Leaving out every picture, retype the lines below from the top through the one that contains "House, Users, FileText".

--- begin ---

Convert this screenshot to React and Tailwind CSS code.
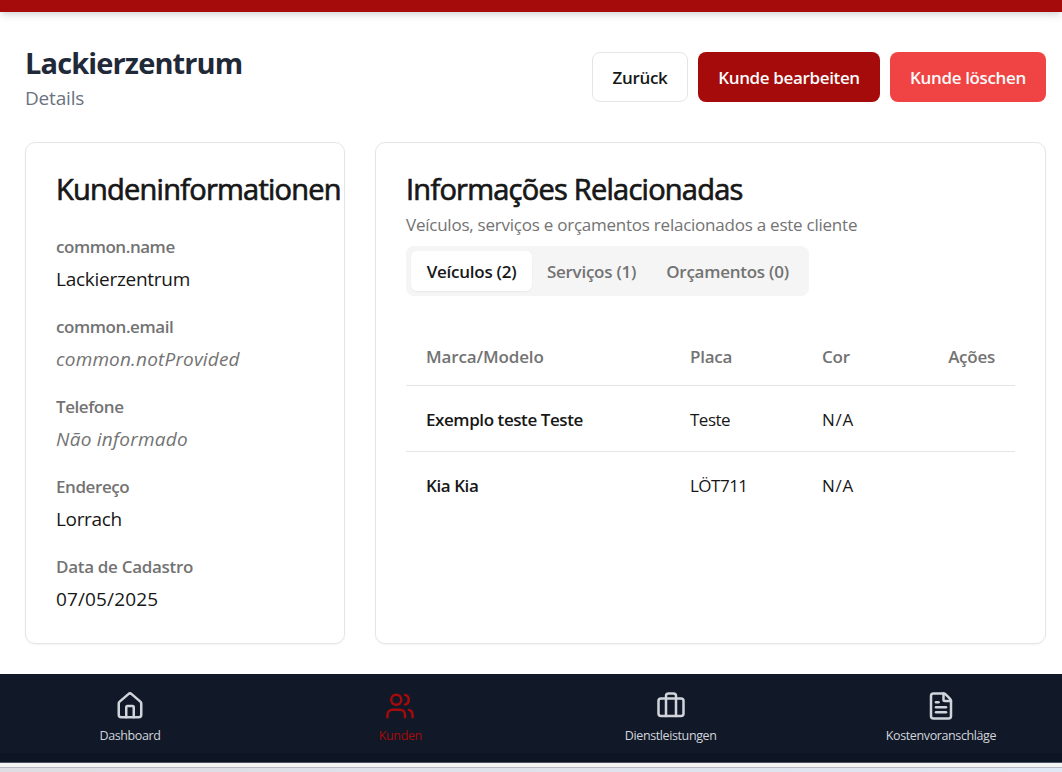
import { House, Users, FileText } from "lucide-react";

function BriefcaseIcon() {
  return (
    <svg width="30" height="30" viewBox="0 0 24 24" fill="none" stroke="currentColor" strokeWidth="2" strokeLinecap="round" strokeLinejoin="round">
      <rect width="20" height="14" x="2" y="6" rx="2" />
      <path d="M16 20V4a2 2 0 0 0-2-2h-4a2 2 0 0 0-2 2v16" />
    </svg>
  );
}

const fields = [
  { label: "common.name", labelStyle: "tracking-[-0.027em]", value: "Lackierzentrum", style: "tracking-[-0.014em]" },
  { label: "common.email", labelStyle: "tracking-[-0.025em]", value: "common.notProvided", style: "tracking-[0.009em] italic text-[#737373]" },
  { label: "Telefone", labelStyle: "tracking-[-0.026em]", value: "Não informado", style: "tracking-[0.014em] italic text-[#737373]" },
  { label: "Endereço", labelStyle: "tracking-[-0.025em]", value: "Lorrach", style: "tracking-[-0.018em]" },
  { label: "Data de Cadastro", labelStyle: "tracking-[-0.018em]", value: "07/05/2025", style: "tracking-[0.007em]" },
];

const vehicles = [
  { model: "Exemplo teste Teste", plate: "Teste", color: "N/A" },
  { model: "Kia Kia", plate: "LÖT711", color: "N/A" },
];

const nav = [
  { label: "Dashboard", icon: <House size={30} /> },
  { label: "Kunden", icon: <Users size={30} />, active: true },
  { label: "Dienstleistungen", icon: <BriefcaseIcon /> },
  { label: "Kostenvoranschläge", icon: <FileText size={30} /> },
];

function CardTitle({ children }) {
  return (
    <h2 className="text-[29px] leading-[32px] font-medium tracking-[-0.026em] whitespace-nowrap [-webkit-text-stroke:0.7px_currentColor]">
      {children}
    </h2>
  );
}

export default function App() {
  return (
    <div className="flex h-[772px] w-[1062px] flex-col overflow-hidden bg-white font-['Open_Sans',sans-serif] text-[#171717]">
      <div className="h-3 shrink-0 bg-[#a50b0b] shadow-[0_5px_8px_-1px_rgba(0,0,0,0.1),0_3px_5px_-2px_rgba(0,0,0,0.1)]" />
      <main className="flex h-[662px] shrink-0 flex-col pr-4 pl-[25px]">
        <header className="flex h-[130px] shrink-0 justify-between pt-[33px]">
          <div>
            <h1 className="text-[29px] leading-[36px] font-bold tracking-[-0.03em] text-[#1f2937]">Lackierzentrum</h1>
            <p className="mt-0.5 text-[19px] leading-[30px] tracking-[-0.01em] text-[#6b7280]">Details</p>
          </div>
          <div className="flex gap-2.5 pt-[7px] text-[17px] font-semibold tracking-[-0.021em]">
            <button className="h-[50px] w-24 rounded-lg border border-[#e5e5e5] pt-0.5">Zurück</button>
            <button className="h-[50px] w-[182px] rounded-lg bg-[#a50b0b] pt-0.5 text-[#fafafa]">Kunde bearbeiten</button>
            <button className="h-[50px] w-[156px] rounded-lg bg-[#f04444] pt-0.5 text-[#fafafa]">Kunde löschen</button>
          </div>
        </header>
        <div className="flex gap-[30px]">
          <section className="h-[502px] w-80 shrink-0 rounded-[10px] border border-[#e5e5e5] px-[30px] pt-[30px] shadow-[0_1px_2px_rgba(0,0,0,0.05)]">
            <CardTitle>Kundeninformationen</CardTitle>
            <dl className="mt-[29px] flex flex-col gap-[19px]">
              {fields.map((f) => (
                <div key={f.label}>
                  <dt className={`text-[17px] leading-[25px] font-semibold text-[#737373] ${f.labelStyle}`}>{f.label}</dt>
                  <dd className={`mt-[5px] text-[19px] leading-[31px] ${f.style}`}>{f.value}</dd>
                </div>
              ))}
            </dl>
          </section>
          <section className="h-[502px] w-[671px] shrink-0 rounded-[10px] border border-[#e5e5e5] px-[30px] pt-[30px] shadow-[0_1px_2px_rgba(0,0,0,0.05)]">
            <CardTitle>Informações Relacionadas</CardTitle>
            <p className="mt-[7px] text-[17px] leading-[25px] tracking-[-0.014em] text-[#737373]">Veículos, serviços e orçamentos relacionados a este cliente</p>
            <div className="mt-[9px] flex h-[50px] w-[403px] items-center rounded-lg bg-[#f5f5f5] px-[5px] text-[17px] font-semibold tracking-[-0.015em] whitespace-nowrap text-[#737373]">
              <button className="h-10 w-[121px] rounded-md bg-white pt-0.5 text-[#171717] shadow-[0_1px_2px_rgba(0,0,0,0.05)]">Veículos (2)</button>
              <button className="h-10 w-[119px] pt-0.5">Serviços (1)</button>
              <button className="h-10 w-[153px] pt-0.5">Orçamentos (0)</button>
            </div>
            <table className="mt-[29px] w-[609px] table-fixed text-[17px] tracking-[-0.02em]">
              <thead>
                <tr className="h-[60px] border-b border-[#e5e5e5] text-left tracking-[-0.015em] text-[#737373]">
                  <th className="w-[264px] pt-[3px] pl-5 font-semibold tracking-[-0.008em]">Marca/Modelo</th>
                  <th className="w-[132px] pt-[3px] pl-5 font-semibold">Placa</th>
                  <th className="w-[113px] pt-[3px] pl-5 font-semibold">Cor</th>
                  <th className="pt-[3px] pr-5 text-right font-semibold">Ações</th>
                </tr>
              </thead>
              <tbody>
                {vehicles.map((v) => (
                  <tr key={v.model} className="h-[66px] border-b border-[#e5e5e5] last:border-0">
                    <td className="pt-[3px] pl-5 font-semibold tracking-[-0.025em]">{v.model}</td>
                    <td className="pt-[3px] pl-5 tracking-[-0.03em]">{v.plate}</td>
                    <td className="pt-[3px] pl-5 tracking-[0.045em]">{v.color}</td>
                    <td />
                  </tr>
                ))}
              </tbody>
            </table>
          </section>
        </div>
      </main>
      <nav className="flex h-[79px] w-[1071px] shrink-0 justify-between bg-[#111827] text-[#d1d5db]">
        {nav.map((n) => (
          <a key={n.label} className={n.active ? "flex w-[260px] flex-col items-center pt-[17px] text-[#a50b0b]" : "flex w-[260px] flex-col items-center pt-[17px]"}>
            {n.icon}
            <span className="mt-[5px] text-[12.5px] leading-5 tracking-[-0.031em]">{n.label}</span>
          </a>
        ))}
      </nav>
      <div className="h-[10px] shrink-0 border-b border-[#4b5365] bg-[#0d1423]" />
      <div className="h-[5px] shrink-0 border-b border-[#b5b6be] bg-[#f3f3f3]" />
      <div className="flex-1 bg-linear-to-r from-[#dddde3] to-[#dfe8f4]" />
    </div>
  );
}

--- end ---

__Correct response__
Convert this screenshot to React and Tailwind CSS code.
import { House, Users, FileText } from "lucide-react";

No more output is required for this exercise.